Skip the pictures. Reproduce all other material exactly.

## Available data
============

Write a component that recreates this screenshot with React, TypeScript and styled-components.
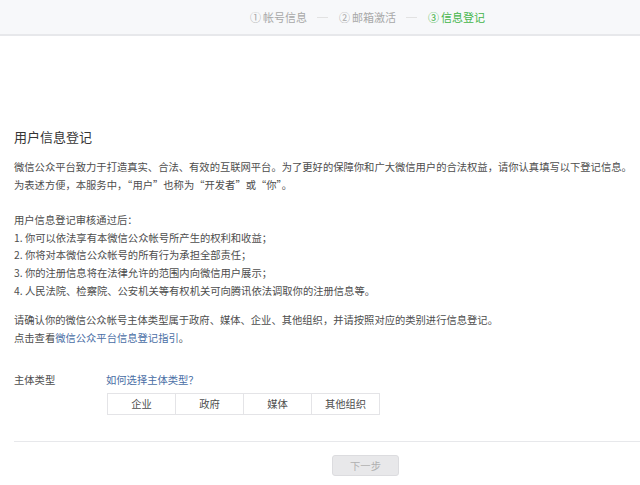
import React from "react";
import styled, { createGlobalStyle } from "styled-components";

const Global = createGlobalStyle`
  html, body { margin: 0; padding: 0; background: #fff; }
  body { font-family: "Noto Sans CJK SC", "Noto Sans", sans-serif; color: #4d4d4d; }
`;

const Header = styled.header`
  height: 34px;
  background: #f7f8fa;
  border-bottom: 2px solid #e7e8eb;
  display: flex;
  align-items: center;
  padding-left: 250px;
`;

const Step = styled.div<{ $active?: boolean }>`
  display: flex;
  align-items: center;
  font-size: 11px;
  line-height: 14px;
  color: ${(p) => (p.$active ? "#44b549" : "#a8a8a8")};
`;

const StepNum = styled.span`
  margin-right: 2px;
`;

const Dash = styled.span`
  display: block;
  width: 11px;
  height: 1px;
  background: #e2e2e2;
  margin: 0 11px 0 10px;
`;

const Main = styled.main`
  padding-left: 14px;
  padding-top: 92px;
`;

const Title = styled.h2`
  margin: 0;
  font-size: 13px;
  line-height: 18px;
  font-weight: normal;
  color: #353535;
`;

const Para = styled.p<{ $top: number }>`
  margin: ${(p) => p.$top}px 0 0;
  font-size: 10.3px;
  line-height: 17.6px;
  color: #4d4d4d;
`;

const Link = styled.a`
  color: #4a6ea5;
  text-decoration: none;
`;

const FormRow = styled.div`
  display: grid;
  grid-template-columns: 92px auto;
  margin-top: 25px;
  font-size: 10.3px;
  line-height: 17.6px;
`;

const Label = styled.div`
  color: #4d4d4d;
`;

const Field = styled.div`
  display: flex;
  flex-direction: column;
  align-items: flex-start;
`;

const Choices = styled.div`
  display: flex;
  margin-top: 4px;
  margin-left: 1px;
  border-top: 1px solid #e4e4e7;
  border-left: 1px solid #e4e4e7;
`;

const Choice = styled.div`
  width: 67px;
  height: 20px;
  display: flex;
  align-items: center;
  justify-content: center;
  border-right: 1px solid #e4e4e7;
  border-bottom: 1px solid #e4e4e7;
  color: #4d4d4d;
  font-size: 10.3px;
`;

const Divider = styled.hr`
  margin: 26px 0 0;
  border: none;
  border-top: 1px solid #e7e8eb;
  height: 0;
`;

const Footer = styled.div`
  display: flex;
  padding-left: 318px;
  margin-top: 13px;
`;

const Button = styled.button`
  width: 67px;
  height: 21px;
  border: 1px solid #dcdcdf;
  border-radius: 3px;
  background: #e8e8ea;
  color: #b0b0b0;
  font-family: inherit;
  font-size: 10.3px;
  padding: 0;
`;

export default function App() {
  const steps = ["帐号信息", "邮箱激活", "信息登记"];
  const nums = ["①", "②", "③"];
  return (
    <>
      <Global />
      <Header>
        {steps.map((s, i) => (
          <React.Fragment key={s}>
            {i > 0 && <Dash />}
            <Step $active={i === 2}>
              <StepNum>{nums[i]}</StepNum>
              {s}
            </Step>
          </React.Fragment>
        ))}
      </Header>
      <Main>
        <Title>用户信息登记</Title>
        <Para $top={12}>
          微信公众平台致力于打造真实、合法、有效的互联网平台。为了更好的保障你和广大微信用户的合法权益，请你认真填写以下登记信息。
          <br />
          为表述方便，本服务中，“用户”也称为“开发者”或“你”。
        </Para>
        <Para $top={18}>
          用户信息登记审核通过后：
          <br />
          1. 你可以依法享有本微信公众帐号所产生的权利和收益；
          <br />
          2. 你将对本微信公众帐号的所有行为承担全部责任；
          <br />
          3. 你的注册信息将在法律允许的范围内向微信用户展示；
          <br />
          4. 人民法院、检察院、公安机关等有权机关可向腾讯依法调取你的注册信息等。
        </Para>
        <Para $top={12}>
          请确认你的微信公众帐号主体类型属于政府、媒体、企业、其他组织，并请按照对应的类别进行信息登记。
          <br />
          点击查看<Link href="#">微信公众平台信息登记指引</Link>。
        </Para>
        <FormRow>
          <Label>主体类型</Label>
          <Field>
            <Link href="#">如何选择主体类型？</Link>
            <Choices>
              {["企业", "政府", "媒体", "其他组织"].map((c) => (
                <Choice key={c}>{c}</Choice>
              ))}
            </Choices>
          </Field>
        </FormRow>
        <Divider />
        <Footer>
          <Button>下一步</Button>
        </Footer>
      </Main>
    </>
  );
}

============

## Result for this exercise
Write a component that recreates this screenshot with React, TypeScript and styled-components.
import React from "react";
import styled, { createGlobalStyle } from "styled-components";

const Global = createGlobalStyle`
  html, body { margin: 0; padding: 0; background: #fff; }
  body { font-family: "Noto Sans CJK SC", "Noto Sans", sans-serif; color: #4d4d4d; }
`;

const Header = styled.header`
  height: 34px;
  background: #f7f8fa;
  border-bottom: 2px solid #e7e8eb;
  display: flex;
  align-items: center;
  padding-left: 250px;
`;

const Step = styled.div<{ $active?: boolean }>`
  display: flex;
  align-items: center;
  font-size: 11px;
  line-height: 14px;
  color: ${(p) => (p.$active ? "#44b549" : "#a8a8a8")};
`;

const StepNum = styled.span`
  margin-right: 2px;
`;

const Dash = styled.span`
  display: block;
  width: 11px;
  height: 1px;
  background: #e2e2e2;
  margin: 0 11px 0 10px;
`;

const Main = styled.main`
  padding-left: 14px;
  padding-top: 92px;
`;

const Title = styled.h2`
  margin: 0;
  font-size: 13px;
  line-height: 18px;
  font-weight: normal;
  color: #353535;
`;

const Para = styled.p<{ $top: number }>`
  margin: ${(p) => p.$top}px 0 0;
  font-size: 10.3px;
  line-height: 17.6px;
  color: #4d4d4d;
`;

const Link = styled.a`
  color: #4a6ea5;
  text-decoration: none;
`;

const FormRow = styled.div`
  display: grid;
  grid-template-columns: 92px auto;
  margin-top: 25px;
  font-size: 10.3px;
  line-height: 17.6px;
`;

const Label = styled.div`
  color: #4d4d4d;
`;

const Field = styled.div`
  display: flex;
  flex-direction: column;
  align-items: flex-start;
`;

const Choices = styled.div`
  display: flex;
  margin-top: 4px;
  margin-left: 1px;
  border-top: 1px solid #e4e4e7;
  border-left: 1px solid #e4e4e7;
`;

const Choice = styled.div`
  width: 67px;
  height: 20px;
  display: flex;
  align-items: center;
  justify-content: center;
  border-right: 1px solid #e4e4e7;
  border-bottom: 1px solid #e4e4e7;
  color: #4d4d4d;
  font-size: 10.3px;
`;

const Divider = styled.hr`
  margin: 26px 0 0;
  border: none;
  border-top: 1px solid #e7e8eb;
  height: 0;
`;

const Footer = styled.div`
  display: flex;
  padding-left: 318px;
  margin-top: 13px;
`;

const Button = styled.button`
  width: 67px;
  height: 21px;
  border: 1px solid #dcdcdf;
  border-radius: 3px;
  background: #e8e8ea;
  color: #b0b0b0;
  font-family: inherit;
  font-size: 10.3px;
  padding: 0;
`;

export default function App() {
  const steps = ["帐号信息", "邮箱激活", "信息登记"];
  const nums = ["①", "②", "③"];
  return (
    <>
      <Global />
      <Header>
        {steps.map((s, i) => (
          <React.Fragment key={s}>
            {i > 0 && <Dash />}
            <Step $active={i === 2}>
              <StepNum>{nums[i]}</StepNum>
              {s}
            </Step>
          </React.Fragment>
        ))}
      </Header>
      <Main>
        <Title>用户信息登记</Title>
        <Para $top={12}>
          微信公众平台致力于打造真实、合法、有效的互联网平台。为了更好的保障你和广大微信用户的合法权益，请你认真填写以下登记信息。
          <br />
          为表述方便，本服务中，“用户”也称为“开发者”或“你”。
        </Para>
        <Para $top={18}>
          用户信息登记审核通过后：
          <br />
          1. 你可以依法享有本微信公众帐号所产生的权利和收益；
          <br />
          2. 你将对本微信公众帐号的所有行为承担全部责任；
          <br />
          3. 你的注册信息将在法律允许的范围内向微信用户展示；
          <br />
          4. 人民法院、检察院、公安机关等有权机关可向腾讯依法调取你的注册信息等。
        </Para>
        <Para $top={12}>
          请确认你的微信公众帐号主体类型属于政府、媒体、企业、其他组织，并请按照对应的类别进行信息登记。
          <br />
          点击查看<Link href="#">微信公众平台信息登记指引</Link>。
        </Para>
        <FormRow>
          <Label>主体类型</Label>
          <Field>
            <Link href="#">如何选择主体类型？</Link>
            <Choices>
              {["企业", "政府", "媒体", "其他组织"].map((c) => (
                <Choice key={c}>{c}</Choice>
              ))}
            </Choices>
          </Field>
        </FormRow>
        <Divider />
        <Footer>
          <Button>下一步</Button>
        </Footer>
      </Main>
    </>
  );
}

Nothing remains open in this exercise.